In 1859, Charles Darwin published The Origin of Species, a book that redefined the world’s understanding of the origins of life. Darwin described evolution as a theory of endogenous change which requires three mechanisms- variation, selection and retention. This is colloquially called “survival of the fittest”. This idea is at the heart of both evolutionary biology and evolutionary economics.
This field traces its origins to Thorstein Veblen (1857-1929) who coined the term ‘Evolutionary Economics’ and whose work was later expanded on by Joseph Schumpeter (1883-1950). Veblen was an economist and sociologist who was interested in the relationship between society, economy and culture. He was a nonconformist who rejected neo-classical economics, Marxism and laissez-faire economics.

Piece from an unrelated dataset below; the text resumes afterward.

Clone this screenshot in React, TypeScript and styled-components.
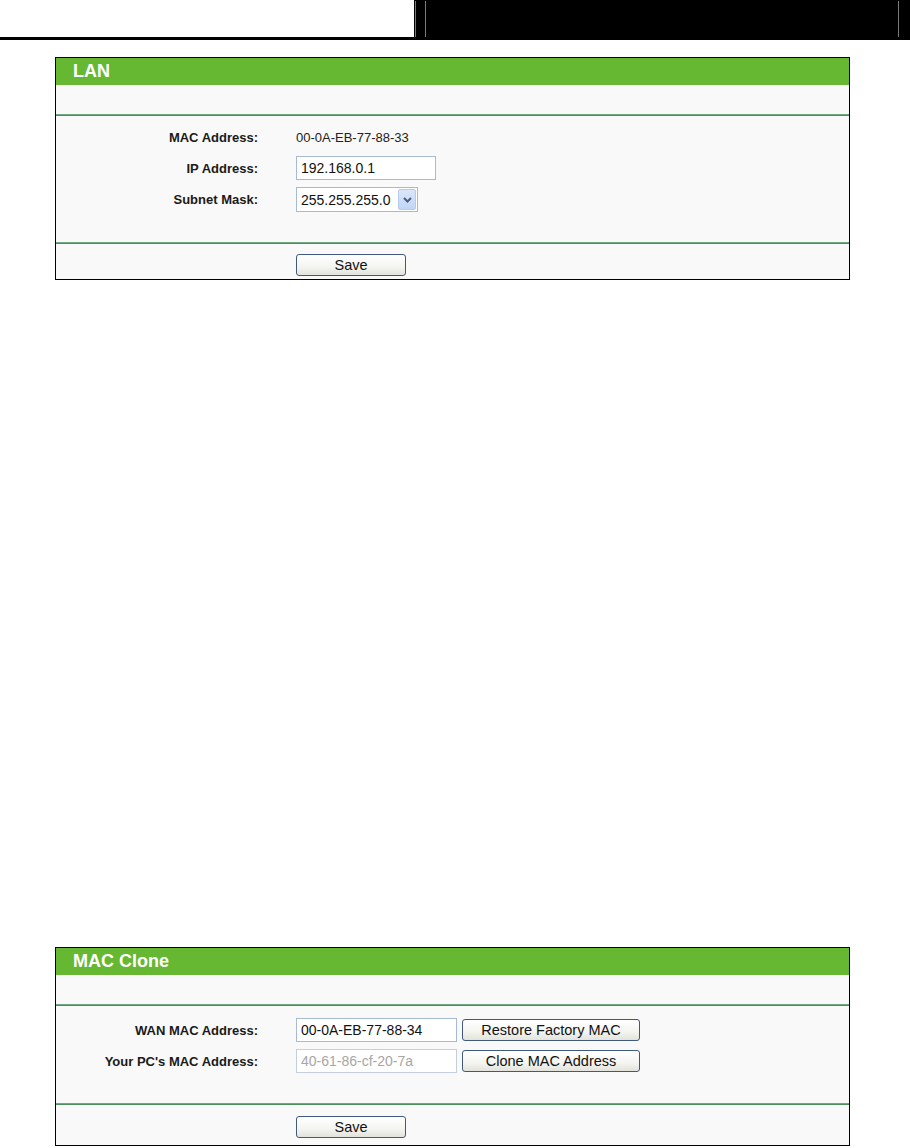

One of the foundational theories in this field is ‘Creative Destruction’ given by Schumpeter in his 1942 book, ‘Capitalism, Socialism and Democracy’. It is the process of industrial mutation that destroys the old economic structure and simultaneously enables the creation of a new one. He explained that the decline of certain industries and the consequent rise in unemployment should be tolerated as it paves the way for entrepreneurial innovation and experimentation, new equilibriums and higher standards of living. There is abundant evidence that supports Schumpeter’s theory in today’s context. In the US job market, over ten percent of the existing jobs are destroyed each year and about the same amount is created within the same year. These findings indicate that job creation and destruction flows are large, ongoing and persistent. They are an integral part of the process by which an economy upgrades its technology. Hence, capitalism is seen as an instrument of evolution within the economic and social hierarchy.
Evolutionary economists hold a very positive view towards market capitalism. It is seen as a process of evolutionary change that produces growth because it fosters the knowledge of growth. A liberal market structure is the best way of harnessing the creative enterprising drive in the economy because we work together for our own individual gains and solve economic problems as we go. The fundamental impulse that drives the capitalist engine includes new consumer goods, new methods of production and transportation and that is precisely why capitalism is described as an evolutionary process. It is a restless and dynamic process of endogenous change.
Modern contributions to the field of Evolutionary Economics are attributed to Richard Nelson and Sidney Winters through their monumental work, ‘An Evolutionary Theory of Economic Change’ (1982). They explain how the primary mechanisms of evolutionary theory are applied to economic systems. Their work offers practical advice on policy and market functioning to the governments and industries.
It puts forward two fundamental ideas, first, failure is as essential to markets as success and an economic system without the freedom to fail is unhealthy and unfavourable for growth. It is only when society fails that certain goods are selected for retention and others for rejection. Governments should refrain from intervening in the market to prevent failure as it hinders the emergence of variety. It’s a fairly simple idea; if there’s no variety in the market, there are no better options, so the economy doesn’t develop and stays static. The more a government tries to control things, the greater is the loss of innovation and expansion in the economy.
Second, the competition between firms should not be on the basis of who has cheaper prices but on the basis of product innovation. It is the development of new technology and innovative techniques that generates variation amongst selection units in the economy.
Therefore, the key to maximize chances of being selected by the evolutionary process to survive and earn a living is to maximize knowledge, creativity and adaptability.
The study of the economy as an evolutionary science has gained importance over the last few decades and has spread to contemporary domains like evolutionary psychology and evolutionary politics. It offers a radically different view of the economy and tries to look into ‘why’ rather than the ‘how’ of economics.